Um seine Anlage über das ganze Jahr voll auslasten zu können, braucht der Landwirt Mais. Meyer: "Man rechnet pro Anlage 250 Hektar Mais. Und nach derzeit geltender Förderrichtlinie bekommt ein Landwirt pro Hektar landwirtschaftlich genutzter Fläche im Durchschnitt 300 Euro Agrarprämie von der EU." Kann der Landwirt auf genügend eigene Anbaufläche zurück greifen, landen diese Subventionen in seiner Tasche, muss er aber Mais einkaufen, um seine Anlage wirtschaftlich zu betreiben, ist er auf Vertragspartner angewiesen. Mit den neuen Förderrichtlinien der EU, die ab 2013 gelten wird, rechnet Rudolf Meyer mit einer deutlich niedrigeren Hektarprämie und einem weiteren "deutlichen Dämpfer für Landwirte, die Biogasanlagen betreiben oder planen".

Wenn Rudolf Meyer das Wort Vermaisung hört, mag er nur schmunzeln, da stecke auch einiges an "Polemik hinter diesem Argument". Sicher, der Flächenbedarf für den Mais führe inzwischen zu Konflikten unter den Landwirten.

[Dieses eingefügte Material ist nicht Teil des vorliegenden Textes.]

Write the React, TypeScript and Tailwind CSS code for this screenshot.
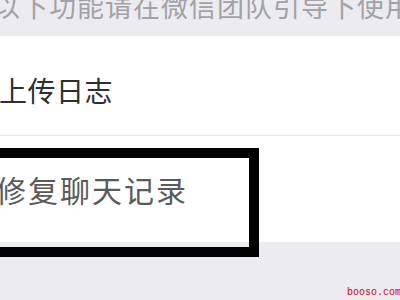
export default function App() {
  return (
    <div className="relative h-[300px] w-[400px] overflow-hidden bg-[#ecebef] font-['Noto_Sans_CJK_SC',sans-serif]">
      {/* section hint, cut off at the top of the shot */}
      <div className="h-[36px] overflow-hidden">
        <p className="-ml-[7px] -mt-[12px] whitespace-nowrap text-[27px] leading-[36px] tracking-[1px] text-[#a3a2a6]">
          以下功能请在微信团队引导下使用
        </p>
      </div>

      <div className="bg-white">
        <div className="flex h-[100px] items-center border-b border-[#e6e6e8]">
          <span className="-ml-[1px] pt-[8px] text-[28px] leading-none tracking-[0.5px] text-[#2f2f2f]">上传日志</span>
        </div>
        <div className="flex h-[106px] items-center">
          <span className="-ml-[4px] text-[30px] leading-none tracking-[2px] text-[#5a5a5a]">修复聊天记录</span>
        </div>
      </div>

      {/* annotation box drawn over the row */}
      <div className="absolute left-[-12px] top-[148px] h-[109px] w-[271px] border-[10px] border-black" />

      <span className="absolute bottom-[2px] right-[-1px] font-['Liberation_Mono',monospace] text-[10px] leading-none text-[#e0000c]">
        booso.com
      </span>
    </div>
  );
}
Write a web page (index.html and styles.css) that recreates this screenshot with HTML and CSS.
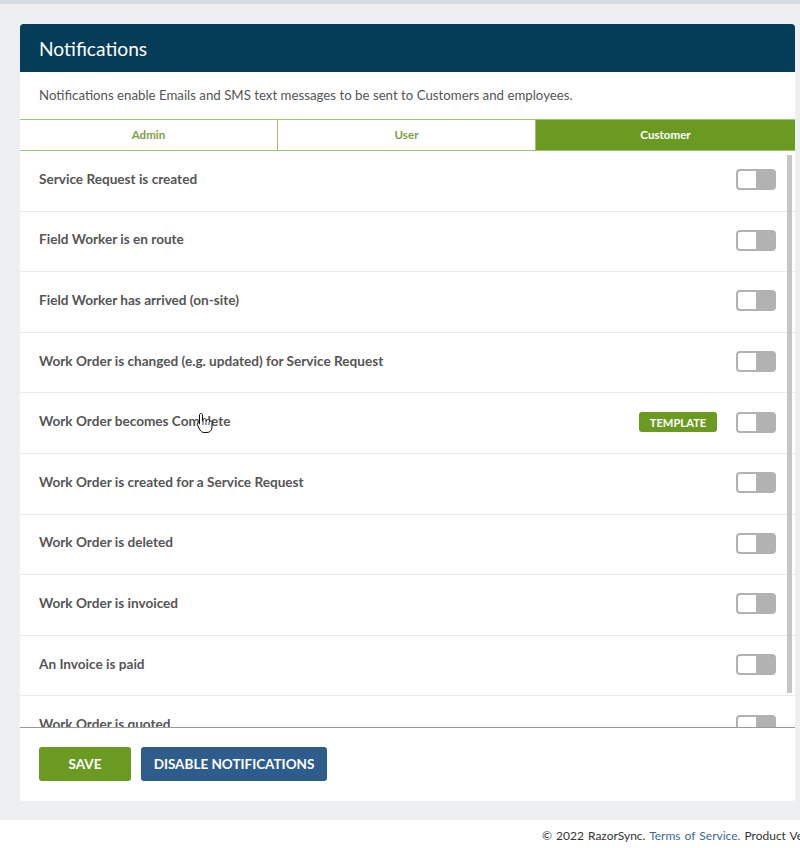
FILE: index.html
```html
<!DOCTYPE html>
<html lang="en">
<head>
<meta charset="utf-8">
<title>Notifications</title>
<link rel="stylesheet" href="styles.css">
</head>
<body>
<div class="topstrip"></div>
<div class="page">
  <div class="card">
    <div class="card-header">Notifications</div>
    <p class="desc">Notifications enable Emails and SMS text messages to be sent to Customers and employees.</p>
    <div class="tabs">
      <div class="tab">Admin</div>
      <div class="tab">User</div>
      <div class="tab active">Customer</div>
    </div>
    <div class="list-wrap">
      <div class="list">
        <div class="row"><span class="label">Service Request is created</span><span class="toggle"></span></div>
        <div class="row"><span class="label">Field Worker is en route</span><span class="toggle"></span></div>
        <div class="row"><span class="label">Field Worker has arrived (on-site)</span><span class="toggle"></span></div>
        <div class="row"><span class="label">Work Order is changed (e.g. updated) for Service Request</span><span class="toggle"></span></div>
        <div class="row"><span class="label">Work Order becomes Complete</span><span class="badge">TEMPLATE</span><span class="toggle"></span>
          <svg class="cursor" width="17" height="22" viewBox="0 0 17 22"><path d="M5 1.5c.8 0 1.5.7 1.5 1.5v6h.5V8c0-.8.7-1.5 1.5-1.5S10 7.2 10 8v1h.5c0-.8.7-1.5 1.5-1.5s1.5.7 1.5 1.5v1c0-.7.6-1.2 1.2-1.2.7 0 1.3.6 1.3 1.2v5c0 3.2-2 5.5-5 5.5H8c-2 0-3-1-4-2.5L1.5 13c-.5-.8-.2-1.6.5-2s1.5 0 2 .6l-.5.4V3c0-.8.7-1.5 1.5-1.5z" fill="#fff" stroke="#111" stroke-width="1"/><path d="M7 9v4M10 9v4M13 10v3" stroke="#111" stroke-width=".8"/></svg>
        </div>
        <div class="row"><span class="label">Work Order is created for a Service Request</span><span class="toggle"></span></div>
        <div class="row"><span class="label">Work Order is deleted</span><span class="toggle"></span></div>
        <div class="row"><span class="label">Work Order is invoiced</span><span class="toggle"></span></div>
        <div class="row"><span class="label">An Invoice is paid</span><span class="toggle"></span></div>
        <div class="row"><span class="label">Work Order is quoted</span><span class="toggle"></span></div>
      </div>
      <div class="scroll-thumb"></div>
    </div>
    <div class="actions">
      <button class="btn btn-save">SAVE</button>
      <button class="btn btn-disable">DISABLE NOTIFICATIONS</button>
    </div>
  </div>
</div>
<footer class="footer">© 2022 RazorSync. <a href="#" class="link">Terms of Service.</a> Product Version 8.1.0</footer>
</body>
</html>
```

FILE: styles.css
```css
* { box-sizing: border-box; }
html, body { margin: 0; padding: 0; }
body {
  width: 800px;
  height: 848px;
  overflow: hidden;
  font-family: Lato, "Open Sans", sans-serif;
  background: #ffffff;
  color: #555;
}
.topstrip {
  height: 4px;
  background: #d6dce1;
}
.page {
  background: #eeeff1;
  padding: 20px 5px 19px 20px;
}
.card {
  background: #fff;
  border-radius: 3px;
  overflow: hidden;
}
.card-header {
  height: 48px;
  background: #053c57;
  color: #fff;
  font-size: 19.2px;
  line-height: 50px;
  padding-left: 19px;
  border-radius: 3px 3px 0 0;
}
.desc {
  margin: 0;
  height: 47px;
  padding: 15px 19px 0;
  font-size: 13.25px;
  line-height: 16px;
  color: #555;
}
.tabs {
  display: grid;
  grid-template-columns: 258px 258px 1fr;
  height: 32px;
  border-top: 1px solid #a3bf74;
  border-bottom: 1px solid #a3bf74;
}
.tab {
  display: flex;
  align-items: center;
  justify-content: center;
  padding-bottom: 1px;
  font-size: 11.6px;
  font-weight: 700;
  color: #7f9f45;
  border-right: 1px solid #a3bf74;
}
.tab.active {
  background: #6b9a22;
  color: #fff;
  border-right: none;
}
.list-wrap {
  position: relative;
}
.list {
  height: 576px;
  overflow: hidden;
}
.scroll-thumb {
  position: absolute;
  right: 3px;
  top: 4px;
  width: 5px;
  height: 538px;
  background: #c6c6c6;
}
.row {
  position: relative;
  height: 60.6px;
  display: flex;
  align-items: center;
  padding: 0 19px 2px 19px;
  border-bottom: 1px solid #ebebeb;
}
.label {
  flex: 1;
  font-size: 13.6px;
  font-weight: 700;
  color: #555;
  margin-bottom: 2px;
}
.badge {
  background: #6b9a22;
  color: #fff;
  font-size: 11.2px;
  font-weight: 700;
  height: 20px;
  width: 78px;
  display: flex;
  align-items: center;
  justify-content: center;
  border-radius: 3px;
  margin-right: 19px;
}
.toggle {
  width: 40px;
  height: 21px;
  border: 2px solid #b2b2b2;
  border-radius: 4px;
  background: linear-gradient(to right, #fff 0, #fff 50%, #b2b2b2 50%, #b2b2b2 100%);
}
.cursor {
  position: absolute;
  left: 176px;
  top: 19px;
}
.actions {
  border-top: 1px solid #9a9a9a;
  padding: 19px 19px 20px;
  display: flex;
  gap: 10px;
}
.btn {
  height: 34px;
  border: none;
  border-radius: 3px;
  color: #fff;
  font-family: Lato, "Open Sans", sans-serif;
  font-size: 13.5px;
  font-weight: 700;
  padding: 0;
}
.btn-save { width: 92px; background: #6b9a22; }
.btn-disable { width: 186px; background: #2e5c8b; }
.footer {
  height: 28px;
  padding-left: 542px;
  font-size: 12px;
  line-height: 32px;
  color: #333;
  white-space: nowrap;
  overflow: hidden;
  word-spacing: 1px;
}
.link { color: #3c6896; text-decoration: none; }
```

Das liege aber eher daran, dass ein Biogas-Betreiber "ganz anders rechnen kann mit seinen festgesetzten Stromerlösen, als beispielsweise ein Milchbauer, der heute nicht sagen kann, was morgen der Liter Milch auf dem Markt bringt". Das spiele natürlich eine große Rolle beim Abschluss von Pachtverträgen. Einen echten Strukturwandel erwartet der Vorsitzende des Landvolks nicht durch die neuen Biogas-Anlagen, sondern vielmehr mit der Abschaffung der Milchquote im Jahr 2015. Rudolf Meyer: "Wenn wir dann einen freien Markt für die Milchwirtschaft haben, werden die Strukturen der Milch produzierenden Betriebe um einiges größer werden."